The argument about international students is not only an economic one; it says something about who we are as a nation and what kind of people we think we are. Are we outward-looking, confident and welcoming, or are we fearful, inward-looking people who do not want to make the most of the huge opportunities that lie out there? Once again, the Government are pushing forward with their proposals without any impact assessment, nor do they seem to have any concern for the way in which their misleading and often divisive rhetoric affects individuals.

There is plenty in the Bill to object to, and there are also big gaps in what should be in an Immigration Bill, one of which is clearly the measures needed to tackle some of the problems in our current immigration system. The most notable problem is the Home Office’s long history of poor decision making on immigration cases, as demonstrated by the high rate of successful appeals. My surgeries are full of cases that illustrate the abundant delays in processing.

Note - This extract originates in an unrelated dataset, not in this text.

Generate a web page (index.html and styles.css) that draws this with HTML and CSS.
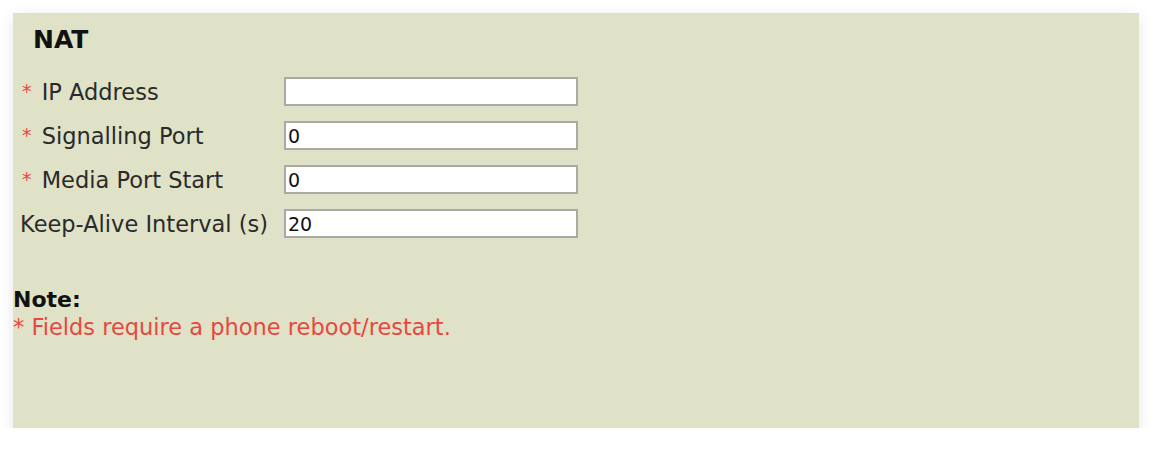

The Bill not only fails to take steps to improve the situation, but in effect removes the right of redress when the Home Office makes mistakes and individuals are wrongly identified as illegal migrants. The knock-on effects may include wrongfully depriving people of their homes, bank accounts and driving licences. That would be a violation of their human rights in and of itself, but it will be further exacerbated by the changes to the right of redress.

The Bill will also have an impact on asylum seekers. Removing financial support from those who have been refused asylum risks consigning vulnerable individuals to destitution, homelessness and exploitation. Many of those individuals may well have their asylum claim upheld on appeal, but I would argue that the measures in the Bill will push them underground, reducing the likelihood that an appeal will be brought. That will create a wide set of knock-on problems, including for local authorities, which have a responsibility to protect children under the Children Acts. Even if there are strong grounds to refuse asylum, when did we become a country that is comfortable removing every kind of safety net for people who have come here and need it most?